[lbo-talk] the electoral crisis

Joseph Wanzala jwanzala at hotmail.com
Sun Feb 5 10:29:04 PST 2006


Open Conference

on

The Electoral Crisis

Saturday, Feb. 11, 2 pm

1-- There is no second party; the Democratic Party refuses to offer alternative policies to the Republicans, to fight for its constituency, or even to fight against having elections stolen.

2-- The machinery we vote on is proprietary, with proprietary software, so there is no transparency, access, or accountability concerning the validity of the reported results (and yet, all electoral participants and parties proceed as if the voting procedure were accountable, and thus legitimate).

3-- Due to the political culture of the two party system, no third party dedicated to the people's interest can prevent itself from falling prey to the "lesser-of-two-evils" idea; that is, however hard people work to build an alternate party, on election day a tragic number will bail out and vote Democrat.

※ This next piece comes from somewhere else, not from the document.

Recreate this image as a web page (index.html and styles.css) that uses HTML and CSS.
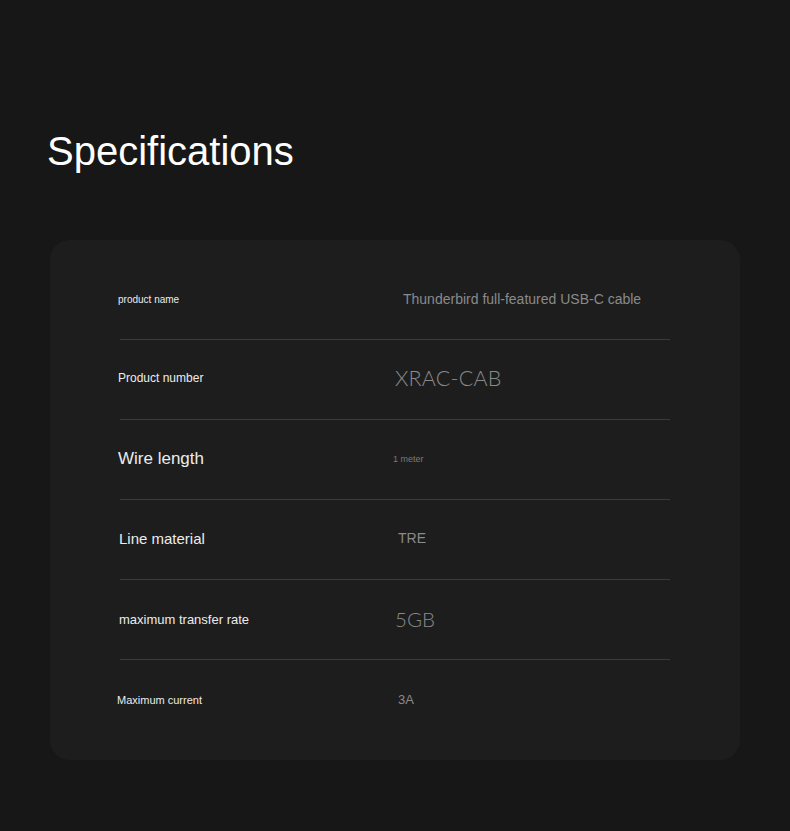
FILE: index.html
```html
<!DOCTYPE html>
<html lang="en">
<head>
<meta charset="utf-8">
<title>Specifications</title>
<link rel="stylesheet" href="styles.css">
</head>
<body>
<main class="page">
  <h1 class="title">Specifications</h1>
  <section class="card">
    <div class="row r1">
      <span class="label">product name</span>
      <span class="value">Thunderbird full-featured USB-C cable</span>
    </div>
    <div class="row r2">
      <span class="label">Product number</span>
      <span class="value">XRAC-CAB</span>
    </div>
    <div class="row r3">
      <span class="label">Wire length</span>
      <span class="value">1 meter</span>
    </div>
    <div class="row r4">
      <span class="label">Line material</span>
      <span class="value">TRE</span>
    </div>
    <div class="row r5">
      <span class="label">maximum transfer rate</span>
      <span class="value">5GB</span>
    </div>
    <div class="row r6">
      <span class="label">Maximum current</span>
      <span class="value">3A</span>
    </div>
  </section>
</main>
</body>
</html>
```

FILE: styles.css
```css
* { box-sizing: border-box; }
html, body { margin: 0; padding: 0; }
body {
  background: #171717;
  font-family: "Liberation Sans", Arial, sans-serif;
  color: #f2f2f2;
  width: 790px;
  height: 831px;
  overflow: hidden;
}
.page {
  padding: 126px 50px 0 50px;
}
.title {
  margin: 0 0 0 -3px;
  font-size: 40px;
  font-weight: 400;
  line-height: 50px;
  color: #ffffff;
}
.card {
  margin-top: 64px;
  width: 690px;
  height: 520px;
  background: #1d1d1d;
  border-radius: 20px;
  padding: 20px 70px 0 70px;
}
.row {
  height: 80px;
  border-bottom: 1px solid #3b3b3b;
  display: grid;
  grid-template-columns: 276px 1fr;
  align-items: center;
  padding-bottom: 1px;
}
.row.r6 { border-bottom: none; }
.label {
  color: #ececec;
  margin-left: -2px;
  white-space: nowrap;
}
.value {
  color: #8a8a8a;
  white-space: nowrap;
}
.r1 .label { font-size: 10px; }
.r1 .value { font-size: 14px; margin-left: 7px; }
.r2 .label { font-size: 12px; margin-top: -2px; }
.r2 .value { font-family: Lato, "Open Sans", sans-serif; font-weight: 300; font-size: 21.5px; letter-spacing: 0.2px; margin-left: -1px; margin-top: -2px; }
.r3 .label { font-size: 17px; }
.r3 .value { font-size: 9px; margin-left: -3px; color: #7a7a7a; }
.r4 .label { font-size: 15px; margin-left: -1px; margin-top: -2px; }
.r4 .value { font-size: 14px; margin-left: 2px; margin-top: -2px; }
.r5 .label { font-size: 13px; margin-left: -1px; }
.r5 .value { font-family: Lato, "Open Sans", sans-serif; font-weight: 300; font-size: 20.5px; margin-left: -1px; }
.r6 .label { font-size: 11px; margin-left: -3px; }
.r6 .value { font-size: 13px; margin-left: 2px; }
```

4-- Trying to build political participation in governance and their own local interests outside electoral politics is isolating, since US political traditions have historically been centered around elections.

5-- In short, the entire electoral arena, called the "two party system," is hopelessly corrupt.

We are calling this conference to allow this state of affairs, and what to do about it, be debated in public, by the public, and for the public. There will be three short presentations, arguing for three approaches to the crisis, and then the entire audience will be brought into the discussion, in a way in which everyone who wants to can enter the debate from their own perspective. It will be a conference to promote people's thinking and participation on these issues.

The three presentations will be short arguments for:

1-- working within (in, though not of) the Democratic Party

Speaker: Mimi Kennedy, Progressive Democrats

2-- constructing an alternate third party inside the "two party system"

Speaker: Laura Wells, Green Party

3-- working outside the two party system altogether

Richard Johnson, Mendocino Country

Place: Redwood Gardens, 2951 Derby St. in Berkeley

(up near the top of Derby) -- wheel-chair accessible

Time: Saturday, Feb. 11, 2 pm

There will be no time limit on the use of the hall, so the debate can go on as long as people have something to say.